Les Chinois, nous explique l’illustre aîné, attribuent leur réussite de ces dernières années à la force de l’Etat (un bon leadership) mais surtout à ce qu’ils appellent un bon «followership». En Chine, dès qu’une grande orientation stratégique est prise par les décideurs, toutes les énergies nationales convergent et rendent le challenge plus facile à réaliser, expliquent les citoyens de l’Empire du Milieu, fiers de leur «success story». Bien entendu, les mauvaises langues ont bien le droit d’attribuer le bon «followership» chinois à la rude férule d’un Parti communiste qui se situe aux antipodes de la démocratie.
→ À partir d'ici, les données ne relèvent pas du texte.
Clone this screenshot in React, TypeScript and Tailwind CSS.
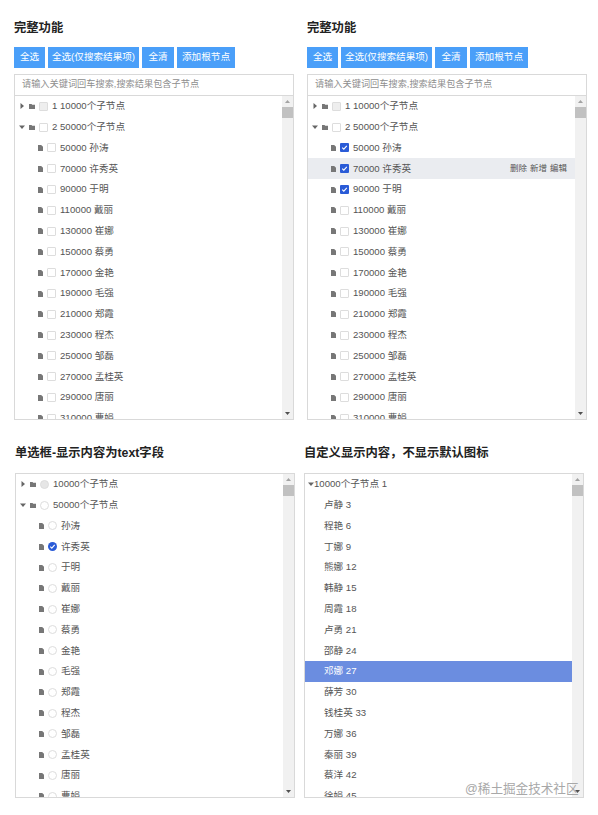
import type { ReactNode } from "react";

const buttons = ["全选", "全选(仅搜索结果项)", "全清", "添加根节点"];
const buttonWidths = ["w-[31px]", "w-[91px]", "w-[32px]", "w-[58px]"];

const people = [
  ["50000", "孙涛"],
  ["70000", "许秀英"],
  ["90000", "于明"],
  ["110000", "戴丽"],
  ["130000", "崔娜"],
  ["150000", "蔡勇"],
  ["170000", "金艳"],
  ["190000", "毛强"],
  ["210000", "郑霞"],
  ["230000", "程杰"],
  ["250000", "邹磊"],
  ["270000", "孟桂英"],
  ["290000", "唐丽"],
  ["310000", "曹娟"],
];

const custom = [
  "卢静 3",
  "程艳 6",
  "丁娜 9",
  "熊娜 12",
  "韩静 15",
  "周霞 18",
  "卢勇 21",
  "邵静 24",
  "邓娜 27",
  "薛芳 30",
  "钱桂英 33",
  "万娜 36",
  "秦丽 39",
  "蔡洋 42",
  "徐娟 45",
];

function Arrow({ open }: { open?: boolean }) {
  return (
    <svg className="w-[6px] h-[6px] shrink-0" viewBox="0 0 6 6">
      <path d={open ? "M0 1.5h6L3 5z" : "M1.5 0l3.5 3-3.5 3z"} fill="#666" />
    </svg>
  );
}

function Folder() {
  return (
    <svg className="w-[6px] h-[5px] shrink-0" viewBox="0 0 6 5">
      <path d="M0 0h2.5l.7.8H6V5H0z" fill="#777" />
    </svg>
  );
}

function FileIcon() {
  return (
    <svg className="w-[5px] h-[6px] shrink-0" viewBox="0 0 5 6">
      <path d="M0 0h3.2L5 1.8V6H0z" fill="#777" />
    </svg>
  );
}

function Checkbox({ checked, disabled }: { checked?: boolean; disabled?: boolean }) {
  if (checked) {
    return (
      <span className="w-[9px] h-[9px] shrink-0 rounded-[1px] bg-[#2a5bd7] flex items-center justify-center">
        <svg className="w-[7px] h-[7px]" viewBox="0 0 7 7" fill="none">
          <path d="M1.2 3.6l1.6 1.6 3-3.4" stroke="#fff" strokeWidth="1.1" />
        </svg>
      </span>
    );
  }
  return (
    <span
      className={`w-[9px] h-[9px] shrink-0 rounded-[1px] border border-[#ddd] ${
        disabled ? "bg-[#eee]" : "bg-white"
      }`}
    />
  );
}

function Radio({ checked, disabled }: { checked?: boolean; disabled?: boolean }) {
  if (checked) {
    return (
      <span className="w-[9px] h-[9px] shrink-0 rounded-full bg-[#2a5bd7] flex items-center justify-center">
        <svg className="w-[7px] h-[7px]" viewBox="0 0 7 7" fill="none">
          <path d="M1.3 3.6l1.5 1.5 2.9-3.2" stroke="#fff" strokeWidth="1.1" />
        </svg>
      </span>
    );
  }
  return (
    <span
      className={`w-[9px] h-[9px] shrink-0 rounded-full border border-[#ddd] ${
        disabled ? "bg-[#e6e6e6]" : "bg-white"
      }`}
    />
  );
}

function Scrollbar() {
  return (
    <div className="w-[11px] shrink-0 bg-[#f1f1f1] flex flex-col items-center justify-between pb-[4px] relative">
      <div className="flex flex-col items-center w-full">
        <svg className="w-[5px] h-[3px] mt-[4px]" viewBox="0 0 5 3">
          <path d="M2.5 0L5 3H0z" fill="#a3a3a3" />
        </svg>
        <div className="w-full h-[11px] bg-[#c1c1c1] mt-[4px]" />
      </div>
      <svg className="w-[5px] h-[3px]" viewBox="0 0 5 3">
        <path d="M0 0h5L2.5 3z" fill="#505050" />
      </svg>
    </div>
  );
}

function Row({
  indent,
  children,
  active,
  selected,
}: {
  indent: string;
  children: ReactNode;
  active?: boolean;
  selected?: boolean;
}) {
  return (
    <div
      className={`h-[20.8px] shrink-0 flex items-center gap-[4px] ${indent} ${
        active ? "bg-[#eaecf0]" : ""
      } ${selected ? "bg-[#6b8de0] text-white" : ""}`}
    >
      {children}
    </div>
  );
}

function CheckTree({ checkedAll }: { checkedAll?: boolean }) {
  return (
    <div className="flex flex-1 min-h-0">
      <div className="flex-1 min-w-0 overflow-hidden">
        <Row indent="pl-[4px]">
          <Arrow />
          <Folder />
          <Checkbox disabled />
          <span>1 10000个子节点</span>
        </Row>
        <Row indent="pl-[4px]">
          <Arrow open />
          <Folder />
          <Checkbox />
          <span>2 50000个子节点</span>
        </Row>
        {people.map(([id, name], i) => (
          <Row key={id} indent="pl-[23px]" active={checkedAll && i === 1}>
            <FileIcon />
            <Checkbox checked={checkedAll && i < 3} />
            <span>
              {id} {name}
            </span>
            {checkedAll && i === 1 && (
              <span className="ml-auto pr-[8px] text-[8.5px] flex gap-[3px]">
                <span>删除</span>
                <span>新增</span>
                <span>编辑</span>
              </span>
            )}
          </Row>
        ))}
      </div>
      <Scrollbar />
    </div>
  );
}

function FullPanel({ checkedAll }: { checkedAll?: boolean }) {
  return (
    <section className="w-[280px]">
      <h2 className="h-[20px] flex items-center text-[12.3px] font-bold text-[#222]">完整功能</h2>
      <div className="flex gap-[3px] mt-[9px]">
        {buttons.map((label, i) => (
          <button
            key={label}
            className={`h-[21px] ${buttonWidths[i]} bg-[#4a9ff9] text-white text-[9.6px] flex items-center justify-center`}
          >
            {label}
          </button>
        ))}
      </div>
      <div className="mt-[6px] h-[346px] border border-[#d9d9d9] flex flex-col">
        <div className="h-[21px] shrink-0 border-b border-[#d9d9d9] flex items-center pl-[7px] text-[#8e8e8e] text-[9.2px]">
          请输入关键词回车搜索,搜索结果包含子节点
        </div>
        <CheckTree checkedAll={checkedAll} />
      </div>
    </section>
  );
}

function RadioPanel() {
  return (
    <section className="w-[280px]">
      <h2 className="h-[20px] flex items-center text-[12.3px] font-bold text-[#222]">
        单选框-显示内容为text字段
      </h2>
      <div className="mt-[10px] h-[325px] border border-[#d9d9d9] flex">
        <div className="flex-1 min-w-0 overflow-hidden">
          <Row indent="pl-[4px]">
            <Arrow />
            <Folder />
            <Radio disabled />
            <span>10000个子节点</span>
          </Row>
          <Row indent="pl-[4px]">
            <Arrow open />
            <Folder />
            <Radio />
            <span>50000个子节点</span>
          </Row>
          {people.map(([id, name], i) => (
            <Row key={id} indent="pl-[23px]">
              <FileIcon />
              <Radio checked={i === 1} />
              <span>{name}</span>
            </Row>
          ))}
        </div>
        <Scrollbar />
      </div>
    </section>
  );
}

function CustomPanel() {
  return (
    <section className="w-[280px]">
      <h2 className="h-[20px] flex items-center text-[12.3px] font-bold text-[#222]">
        自定义显示内容，不显示默认图标
      </h2>
      <div className="mt-[10px] h-[325px] border border-[#d9d9d9] flex">
        <div className="flex-1 min-w-0 overflow-hidden">
          <Row indent="pl-[3px]">
            <Arrow open />
            <span className="-ml-[4px]">10000个子节点 1</span>
          </Row>
          {custom.map((label, i) => (
            <Row key={label} indent="pl-[19px]" selected={i === 8}>
              <span>{label}</span>
            </Row>
          ))}
        </div>
        <Scrollbar />
      </div>
    </section>
  );
}

export default function App() {
  return (
    <div className="w-[598px] h-[815px] bg-white relative overflow-hidden text-[#555] text-[9.6px] font-['Liberation_Sans','Noto_Sans_CJK_SC',sans-serif]">
      <div className="flex pl-[14px] gap-[13px] pt-[18px]">
        <FullPanel />
        <FullPanel checkedAll />
      </div>
      <div className="flex pl-[15px] gap-[9px] pt-[23px]">
        <RadioPanel />
        <CustomPanel />
      </div>
      <div className="absolute left-[465px] top-[781px] text-[12.6px] leading-[16px] text-[#a8a8a8]">
        @稀土掘金技术社区
      </div>
    </div>
  );
}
Ceci dit, un constat demeure : du parti unique et des régime des «sauveurs de la Nation» à l’ère du pluralisme politique, la question du mauvais «followership» est une constante têtue. Sous la contrainte, nous faisons semblant de suivre, usant de maints subterfuges pour subvertir les décisions des «en haut de en haut». Sous le régime libéral, nous faisons ce que nous voulons, et au sein de l’élite, ceux qui veulent être califes à la place du calife pullulent, souvent en dépit de leurs potentialités et du bon sens.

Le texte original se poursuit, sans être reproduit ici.